# START OF MATERIAL PROVIDED

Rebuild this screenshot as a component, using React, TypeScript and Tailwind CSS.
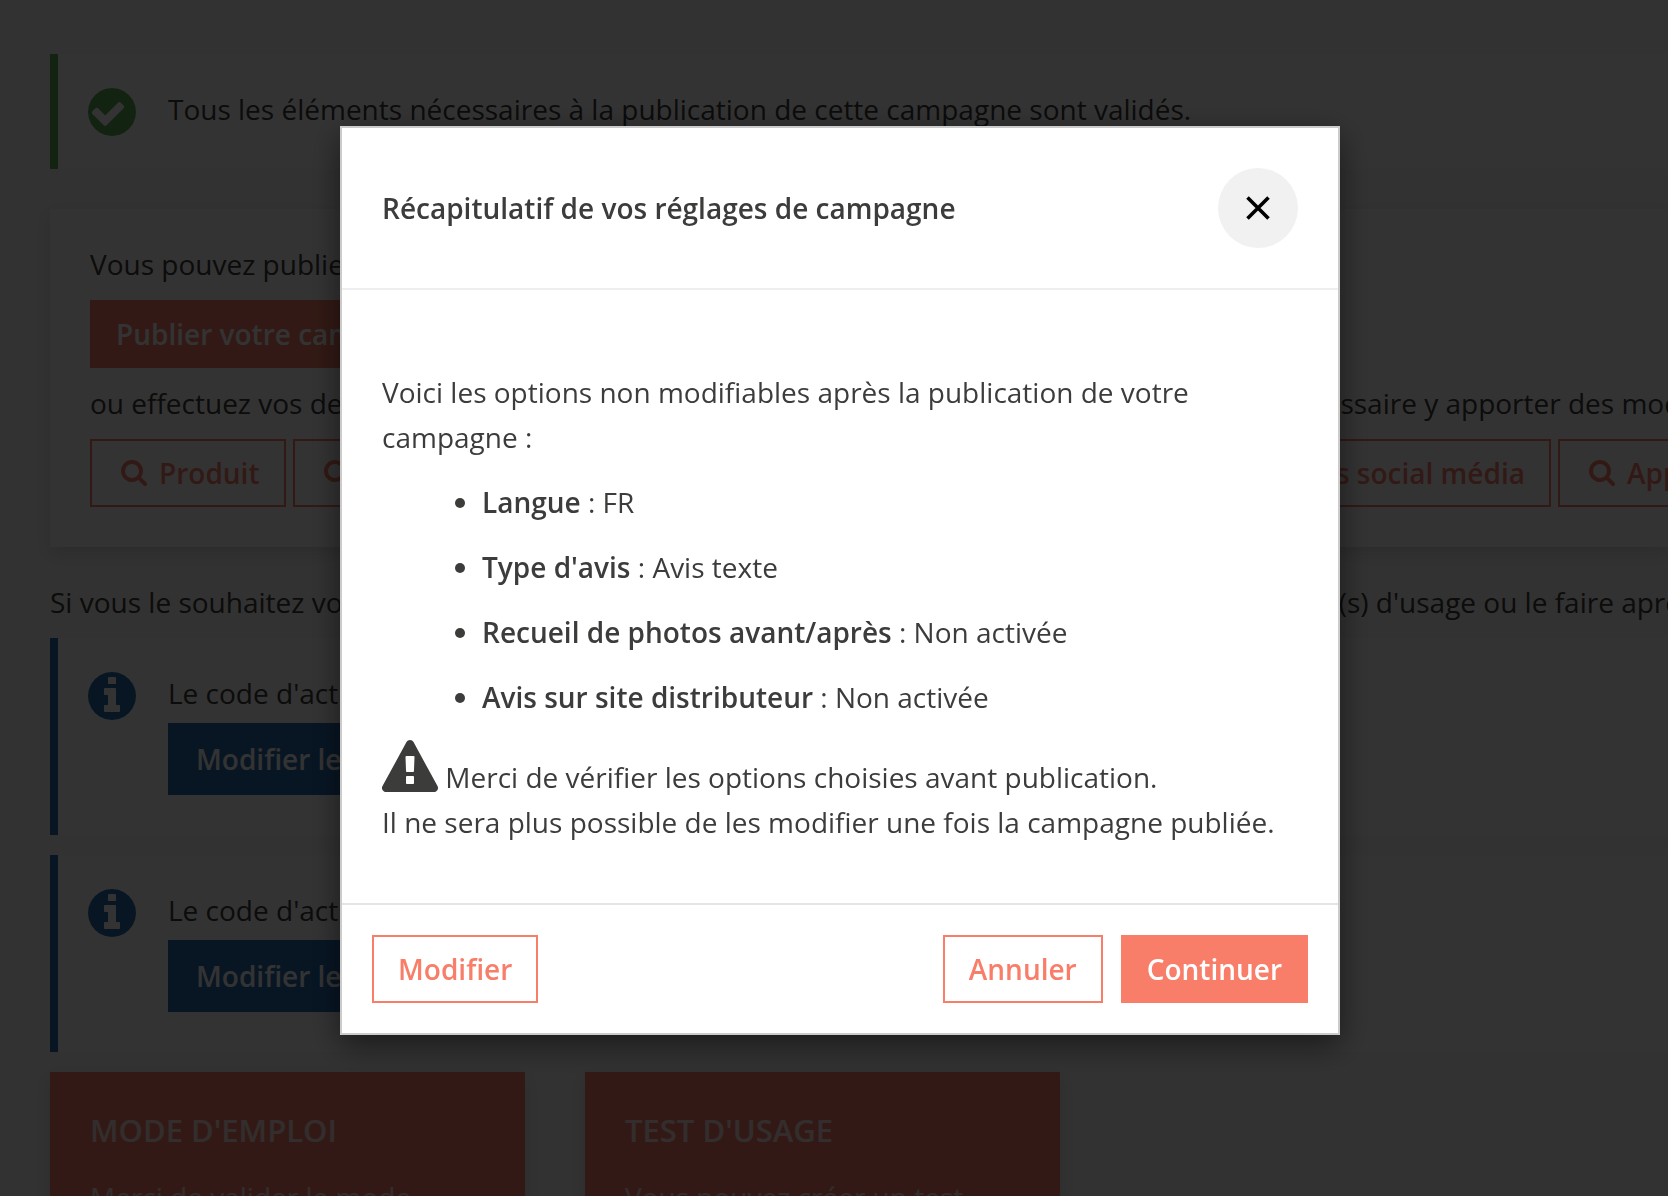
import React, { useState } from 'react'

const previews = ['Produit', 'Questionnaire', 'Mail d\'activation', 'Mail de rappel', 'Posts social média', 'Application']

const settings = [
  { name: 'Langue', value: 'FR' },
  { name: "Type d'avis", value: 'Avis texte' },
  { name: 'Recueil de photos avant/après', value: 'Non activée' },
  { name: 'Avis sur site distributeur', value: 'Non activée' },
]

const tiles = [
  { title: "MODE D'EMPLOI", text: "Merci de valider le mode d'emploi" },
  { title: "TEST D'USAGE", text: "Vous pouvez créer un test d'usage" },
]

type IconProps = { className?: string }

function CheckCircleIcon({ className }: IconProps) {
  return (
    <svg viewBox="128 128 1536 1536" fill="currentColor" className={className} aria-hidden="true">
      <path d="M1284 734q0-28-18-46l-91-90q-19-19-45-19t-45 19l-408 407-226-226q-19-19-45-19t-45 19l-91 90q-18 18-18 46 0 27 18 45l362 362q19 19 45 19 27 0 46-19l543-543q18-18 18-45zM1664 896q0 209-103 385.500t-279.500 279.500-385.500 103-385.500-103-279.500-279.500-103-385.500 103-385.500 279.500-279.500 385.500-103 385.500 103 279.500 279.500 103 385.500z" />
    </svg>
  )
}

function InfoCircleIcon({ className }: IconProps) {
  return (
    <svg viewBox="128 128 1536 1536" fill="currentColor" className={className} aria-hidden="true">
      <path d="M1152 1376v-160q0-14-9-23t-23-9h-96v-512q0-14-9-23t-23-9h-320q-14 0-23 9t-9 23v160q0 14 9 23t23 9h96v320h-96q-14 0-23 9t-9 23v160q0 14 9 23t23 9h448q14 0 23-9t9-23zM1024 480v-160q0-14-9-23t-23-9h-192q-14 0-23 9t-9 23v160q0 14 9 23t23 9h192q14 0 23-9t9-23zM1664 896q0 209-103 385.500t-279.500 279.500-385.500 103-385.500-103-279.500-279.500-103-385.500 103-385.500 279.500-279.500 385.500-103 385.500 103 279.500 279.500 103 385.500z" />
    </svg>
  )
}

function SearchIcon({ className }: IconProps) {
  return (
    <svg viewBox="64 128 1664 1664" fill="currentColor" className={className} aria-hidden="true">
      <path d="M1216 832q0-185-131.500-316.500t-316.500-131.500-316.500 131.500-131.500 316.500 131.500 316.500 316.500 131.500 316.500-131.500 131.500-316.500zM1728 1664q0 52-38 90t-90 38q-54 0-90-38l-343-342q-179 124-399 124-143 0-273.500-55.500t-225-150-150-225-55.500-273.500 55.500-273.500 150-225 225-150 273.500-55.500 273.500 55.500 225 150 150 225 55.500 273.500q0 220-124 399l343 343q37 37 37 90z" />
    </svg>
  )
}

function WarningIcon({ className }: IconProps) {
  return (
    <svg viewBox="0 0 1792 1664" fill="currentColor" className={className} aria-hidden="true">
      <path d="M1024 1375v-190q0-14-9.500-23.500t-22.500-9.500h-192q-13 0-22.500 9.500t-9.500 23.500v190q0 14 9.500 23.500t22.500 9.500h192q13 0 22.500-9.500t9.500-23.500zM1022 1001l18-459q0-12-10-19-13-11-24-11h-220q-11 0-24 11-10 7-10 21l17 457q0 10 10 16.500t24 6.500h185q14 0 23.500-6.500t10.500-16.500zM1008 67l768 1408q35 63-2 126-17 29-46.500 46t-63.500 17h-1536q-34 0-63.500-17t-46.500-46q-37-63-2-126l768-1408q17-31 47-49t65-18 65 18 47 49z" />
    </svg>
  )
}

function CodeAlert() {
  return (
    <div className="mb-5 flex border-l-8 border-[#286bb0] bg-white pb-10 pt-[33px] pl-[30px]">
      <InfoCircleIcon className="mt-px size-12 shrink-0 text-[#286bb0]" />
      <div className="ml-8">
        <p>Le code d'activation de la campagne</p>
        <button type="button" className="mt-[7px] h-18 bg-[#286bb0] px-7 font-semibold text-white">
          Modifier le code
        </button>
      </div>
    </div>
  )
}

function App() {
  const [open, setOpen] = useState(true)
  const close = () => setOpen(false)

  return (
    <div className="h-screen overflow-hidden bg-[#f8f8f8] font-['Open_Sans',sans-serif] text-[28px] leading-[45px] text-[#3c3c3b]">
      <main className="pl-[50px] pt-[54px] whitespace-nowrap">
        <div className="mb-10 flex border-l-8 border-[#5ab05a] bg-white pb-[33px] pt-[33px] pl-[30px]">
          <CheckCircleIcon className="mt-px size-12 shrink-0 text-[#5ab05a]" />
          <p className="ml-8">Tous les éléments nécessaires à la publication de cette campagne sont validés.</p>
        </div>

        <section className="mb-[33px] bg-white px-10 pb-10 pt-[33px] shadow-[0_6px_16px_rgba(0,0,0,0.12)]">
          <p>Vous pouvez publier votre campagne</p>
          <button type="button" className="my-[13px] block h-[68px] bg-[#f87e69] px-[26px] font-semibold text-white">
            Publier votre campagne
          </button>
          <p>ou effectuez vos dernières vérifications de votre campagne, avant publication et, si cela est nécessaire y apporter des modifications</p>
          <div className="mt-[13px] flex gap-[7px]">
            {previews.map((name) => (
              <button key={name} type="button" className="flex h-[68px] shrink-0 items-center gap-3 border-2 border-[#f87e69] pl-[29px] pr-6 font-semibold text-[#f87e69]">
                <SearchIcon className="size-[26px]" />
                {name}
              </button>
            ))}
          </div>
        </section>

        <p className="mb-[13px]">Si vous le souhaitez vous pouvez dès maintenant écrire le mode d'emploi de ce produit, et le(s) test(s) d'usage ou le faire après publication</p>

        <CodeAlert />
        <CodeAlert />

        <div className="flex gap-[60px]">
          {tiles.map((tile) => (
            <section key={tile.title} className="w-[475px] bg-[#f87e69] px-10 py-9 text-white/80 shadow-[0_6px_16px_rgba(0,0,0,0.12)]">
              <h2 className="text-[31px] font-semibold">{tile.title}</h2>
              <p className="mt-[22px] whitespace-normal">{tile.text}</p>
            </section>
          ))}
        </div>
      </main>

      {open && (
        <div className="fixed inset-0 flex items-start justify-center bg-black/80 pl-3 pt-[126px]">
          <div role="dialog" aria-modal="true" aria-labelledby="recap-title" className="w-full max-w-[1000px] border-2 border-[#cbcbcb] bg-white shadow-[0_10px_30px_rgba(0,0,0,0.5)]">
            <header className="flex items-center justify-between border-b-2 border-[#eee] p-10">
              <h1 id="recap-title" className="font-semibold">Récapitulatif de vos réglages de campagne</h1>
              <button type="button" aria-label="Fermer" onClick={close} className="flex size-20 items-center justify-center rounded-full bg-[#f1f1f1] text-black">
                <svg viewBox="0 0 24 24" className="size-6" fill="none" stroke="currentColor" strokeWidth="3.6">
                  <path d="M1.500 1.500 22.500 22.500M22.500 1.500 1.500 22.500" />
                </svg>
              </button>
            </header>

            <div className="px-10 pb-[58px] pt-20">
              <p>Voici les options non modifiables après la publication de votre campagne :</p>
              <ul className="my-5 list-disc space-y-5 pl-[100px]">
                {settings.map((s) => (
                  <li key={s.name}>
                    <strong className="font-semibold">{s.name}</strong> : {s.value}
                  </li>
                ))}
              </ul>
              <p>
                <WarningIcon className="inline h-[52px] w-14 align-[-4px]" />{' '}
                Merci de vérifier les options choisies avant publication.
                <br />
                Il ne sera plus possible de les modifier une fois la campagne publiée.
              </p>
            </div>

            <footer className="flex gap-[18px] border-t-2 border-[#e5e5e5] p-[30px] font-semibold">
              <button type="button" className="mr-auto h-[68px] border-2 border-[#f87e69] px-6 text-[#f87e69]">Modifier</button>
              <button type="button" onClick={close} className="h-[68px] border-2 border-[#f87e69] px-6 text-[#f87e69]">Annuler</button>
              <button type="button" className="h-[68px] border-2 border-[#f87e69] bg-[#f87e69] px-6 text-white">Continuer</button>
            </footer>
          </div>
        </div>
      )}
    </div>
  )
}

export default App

# END OF MATERIAL PROVIDED

### WHAT IS NEEDED
Using the material above, gather every line that includes "React".

### FULL RESPONSE
Rebuild this screenshot as a component, using React, TypeScript and Tailwind CSS.
import React, { useState } from 'react'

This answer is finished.